* begin *

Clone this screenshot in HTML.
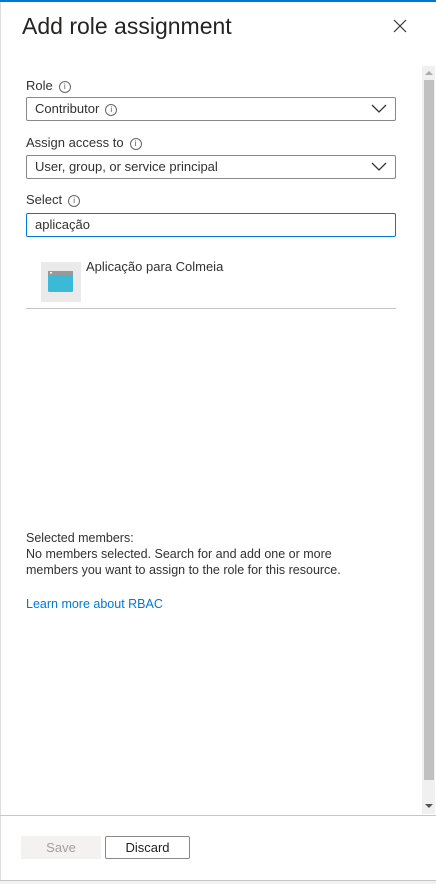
<!DOCTYPE html><html><head><style>
body{margin:0;width:436px;height:884px;position:relative;overflow:hidden;background:#fff;font-family:"Liberation Sans",sans-serif;color:#323130}
.a{position:absolute}
.lbl{font-size:13px}
.box{position:absolute;left:26px;height:22px;border:1px solid #8a8886;border-radius:2px;font-size:13px;line-height:22px;padding-left:8px;box-sizing:content-box;width:360px}
.i{display:inline-block;width:10px;height:10px;border:1px solid #666;border-radius:50%;font-size:8px;line-height:10px;text-align:center;vertical-align:1px;margin-left:6px;color:#555}
.chev{position:absolute;right:8px;top:6px}
</style></head><body>
<div class="a" style="left:0;top:0;width:436px;height:2px;background:#0078d4"></div>
<div class="a" style="left:0;top:2px;width:1px;height:878px;background:#ddd"></div>
<div class="a" style="left:22px;top:13px;font-size:23px;color:#252423">Add role assignment</div>
<svg class="a" style="left:393px;top:19px" width="14" height="14"><path d="M1 1L13 13M13 1L1 13" stroke="#333" stroke-width="1.2"/></svg>
<div class="a lbl" style="left:26px;top:78px">Role<span class="i">i</span></div>
<div class="box" style="top:97px">Contributor<span class="i">i</span><svg class="chev" width="16" height="10"><path d="M1 1L8 8L15 1" stroke="#333" fill="none" stroke-width="1.3"/></svg></div>
<div class="a lbl" style="left:26px;top:135px">Assign access to<span class="i">i</span></div>
<div class="box" style="top:155px">User, group, or service principal<svg class="chev" width="16" height="10"><path d="M1 1L8 8L15 1" stroke="#333" fill="none" stroke-width="1.3"/></svg></div>
<div class="a lbl" style="left:26px;top:192px">Select<span class="i">i</span></div>
<div class="box" style="top:213px;border-color:#0078d4">aplicação</div>
<div class="a" style="left:41px;top:262px;width:40px;height:40px;background:#eaeaea"></div>
<svg class="a" style="left:48px;top:271px" width="26" height="22"><rect x="0" y="0" width="25" height="21" rx="1" fill="#3bbad8"/><rect x="0" y="0" width="25" height="4" fill="#999"/><rect x="2" y="1" width="2" height="1.5" fill="#fff"/></svg>
<div class="a" style="left:86px;top:259px;font-size:13px">Aplicação para Colmeia</div>
<div class="a" style="left:26px;top:308px;width:370px;height:1px;background:#c8c6c4"></div>
<div class="a" style="left:26px;top:530px;font-size:12.5px;line-height:16px">Selected members:<br>No members selected. Search for and add one or more<br>members you want to assign to the role for this resource.</div>
<div class="a" style="left:26px;top:597px;font-size:12.5px;color:#0078d4">Learn more about RBAC</div>
<div class="a" style="left:422px;top:66px;width:13px;height:748px;background:#f0f0f0"></div>
<div class="a" style="left:424px;top:80px;width:10px;height:700px;background:#c1c1c1"></div>
<svg class="a" style="left:425px;top:70px" width="8" height="6"><path d="M0 5L4 1L8 5Z" fill="#aaa"/></svg>
<svg class="a" style="left:425px;top:803px" width="8" height="6"><path d="M0 1L4 5L8 1Z" fill="#555"/></svg>
<div class="a" style="left:0;top:815px;width:436px;height:1px;background:#c8c6c4"></div>
<div class="a" style="left:21px;top:836px;width:80px;height:23px;background:#f3f2f1;color:#a19f9d;font-size:13px;text-align:center;line-height:23px">Save</div>
<div class="a" style="left:105px;top:836px;width:83px;height:21px;border:1px solid #8a8886;border-radius:2px;font-size:13px;text-align:center;line-height:21px;color:#222">Discard</div>
<div class="a" style="left:0;top:880px;width:436px;height:1px;background:#c8c6c4"></div>
<div class="a" style="left:0;top:881px;width:436px;height:3px;background:#f5f3f0"></div>
</body></html>
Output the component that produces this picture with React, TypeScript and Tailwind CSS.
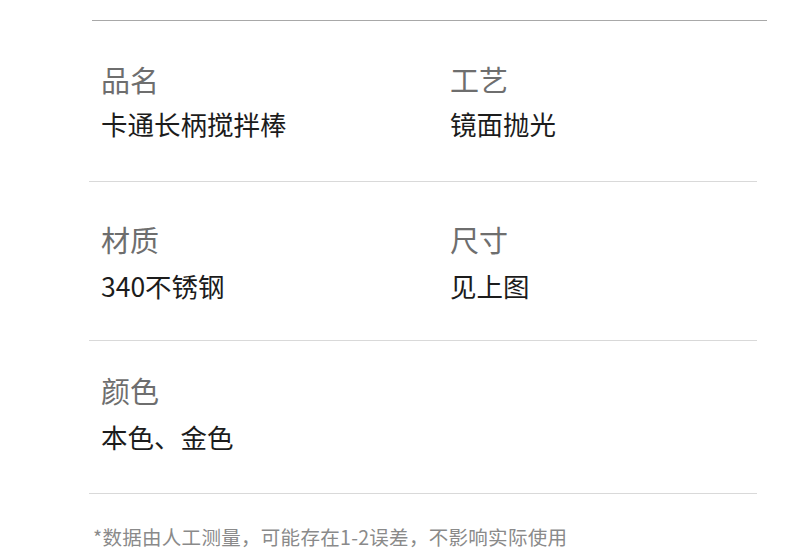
const rows = [
  {
    pt: "pt-[40px]",
    gap: "gap-[10px]",
    h: "h-[161px]",
    items: [
      { label: "品名", value: "卡通长柄搅拌棒" },
      { label: "工艺", value: "镜面抛光" },
    ],
  },
  {
    pt: "pt-[39px]",
    gap: "gap-[12px]",
    h: "h-[159px]",
    items: [
      { label: "材质", value: "340不锈钢" },
      { label: "尺寸", value: "见上图" },
    ],
  },
  {
    pt: "pt-[31px]",
    gap: "gap-[12px]",
    h: "h-[153px]",
    items: [{ label: "颜色", value: "本色、金色" }],
  },
];

export default function App() {
  return (
    <div className="h-[550px] w-[800px] overflow-hidden bg-white font-['Noto_Sans_CJK_SC',sans-serif]">
      <div className="pt-[20px]">
        <div className="ml-[92px] h-px w-[675px] bg-[#a8a8a8]" />
      </div>

      <div className="ml-[89px] w-[668px]">
        {rows.map((row, i) => (
          <div
            key={i}
            className={`grid grid-cols-[349px_1fr] border-b border-[#d9d9d9] pl-[12px] ${row.pt} ${row.h}`}
          >
            {row.items.map((item) => (
              <div key={item.label} className={`flex flex-col ${row.gap}`}>
                <p className="text-[29px] leading-[36px] text-[#6e6e6e]">{item.label}</p>
                <p className="text-[26.5px] leading-[34px] text-[#1c1c1c]">{item.value}</p>
              </div>
            ))}
          </div>
        ))}
      </div>

      <p className="ml-[93px] mt-[29px] text-[19.5px] leading-[28px] tracking-[0.3px] text-[#8a8a8a]">
        *数据由人工测量，可能存在1-2误差，不影响实际使用
      </p>
    </div>
  );
}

* end *

*Given task*
Omit the pictures, then extract verbatim only those lines that fall between the line containing "Output the component" and the final line of the records above, both included.

*Exercise output*
Output the component that produces this picture with React, TypeScript and Tailwind CSS.
const rows = [
  {
    pt: "pt-[40px]",
    gap: "gap-[10px]",
    h: "h-[161px]",
    items: [
      { label: "品名", value: "卡通长柄搅拌棒" },
      { label: "工艺", value: "镜面抛光" },
    ],
  },
  {
    pt: "pt-[39px]",
    gap: "gap-[12px]",
    h: "h-[159px]",
    items: [
      { label: "材质", value: "340不锈钢" },
      { label: "尺寸", value: "见上图" },
    ],
  },
  {
    pt: "pt-[31px]",
    gap: "gap-[12px]",
    h: "h-[153px]",
    items: [{ label: "颜色", value: "本色、金色" }],
  },
];

export default function App() {
  return (
    <div className="h-[550px] w-[800px] overflow-hidden bg-white font-['Noto_Sans_CJK_SC',sans-serif]">
      <div className="pt-[20px]">
        <div className="ml-[92px] h-px w-[675px] bg-[#a8a8a8]" />
      </div>

      <div className="ml-[89px] w-[668px]">
        {rows.map((row, i) => (
          <div
            key={i}
            className={`grid grid-cols-[349px_1fr] border-b border-[#d9d9d9] pl-[12px] ${row.pt} ${row.h}`}
          >
            {row.items.map((item) => (
              <div key={item.label} className={`flex flex-col ${row.gap}`}>
                <p className="text-[29px] leading-[36px] text-[#6e6e6e]">{item.label}</p>
                <p className="text-[26.5px] leading-[34px] text-[#1c1c1c]">{item.value}</p>
              </div>
            ))}
          </div>
        ))}
      </div>

      <p className="ml-[93px] mt-[29px] text-[19.5px] leading-[28px] tracking-[0.3px] text-[#8a8a8a]">
        *数据由人工测量，可能存在1-2误差，不影响实际使用
      </p>
    </div>
  );
}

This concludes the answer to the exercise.